On April 1, 2021, the Company’s Board of Directors decided on a share option program and granted a maximum of 150 000 option rights, and hence entitlement to subscribe to an equal number of the company’s A-series shares. After the combination of the share series, shares of the only share series of the Company can be given based on option rights. The share subscription period for stock options was 3 to 16 March, 2021, and the company’s Board of Directors is entitled to extend the subscription period. The share subscription price for one share is EUR 3.32. The share subscription price per share can be lowered, if, before the subscription of shares, the Company grants new shares to existing shareholders relative to the percentage of their current shareholdings. However, the minimum issue price per share is always at least EUR 0.01. These share acquisitions based on the option programs must take place in the period December 31, 2023 – December 31, 2026.
The Board of Directors of Merus Power Plc has resolved to establish a new share-based incentive plan for key employees of the group. The purpose of the plan is to align the interests of the company’s shareholders and key employees to increase the company’s value in the long-term, to commit key employees to implement the company’s strategy, objectives and long-term interest and to offer them a competitive incentive plan based on earning and accumulating the company’s shares.
The Performance Share Plan 2025–2029 consists of three performance periods, covering the financial years 2025–2027, 2026–2028 and 2027–2029 respectively. The Board of Directors will resolve annually on the commencement and details of a performance period.
In the plan, the target group has an opportunity to earn Merus Power Plc’s shares based on performance. The potential rewards from the plan will be paid after the end of each performance period. The potential reward will be paid partly in Merus Power Plc’s shares and partly in cash. The cash proportion of the reward is intended to cover taxes and statutory social security contributions arising from the reward to the key employee. As a rule, no reward will be paid if the key employee’s employment or director contract terminates before the reward payment.
The Management Team member must hold 50 per cent of the received shares, until the value of the Management Team member’s total shareholding in Merus Power Plc equals to 50 per cent of their annual base salary for the calendar year preceding the payment of the reward. Respectively, the CEO must hold 50 per cent of the received shares, until the value of the CEO’s total shareholding in Merus Power Plc equals to 100 per cent of the CEO’s annual base salary for the preceding calendar year. Such number of Merus Power Plc’s shares must be held as long as the membership in the Management Team or the position as the CEO continues.

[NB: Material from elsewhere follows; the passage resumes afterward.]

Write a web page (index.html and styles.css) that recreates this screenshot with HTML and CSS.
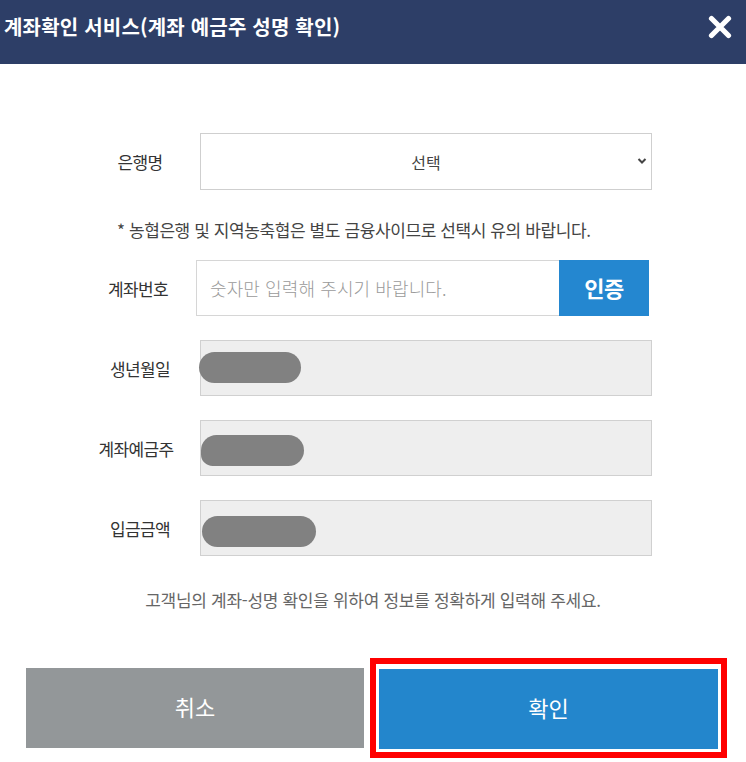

The performance criteria of the first performance period are tied to the company’s Total Shareholder Return, EBITDA margin during financial year 2027 and revenue during financial years 2025–2027. The value of the rewards to be paid on the basis of the first performance period corresponds to a maximum total of 222,000 shares of Merus Power Plc, including also the proportion to be paid in cash. The maximum gross amount of rewards based on the first earning period is a total of EUR 1.25 million, calculated at the closing price on March 13, 2025. The target group of the performance period 2025—2027 consists of approximately 15 key employees, including the members of the Management Team and the CEO.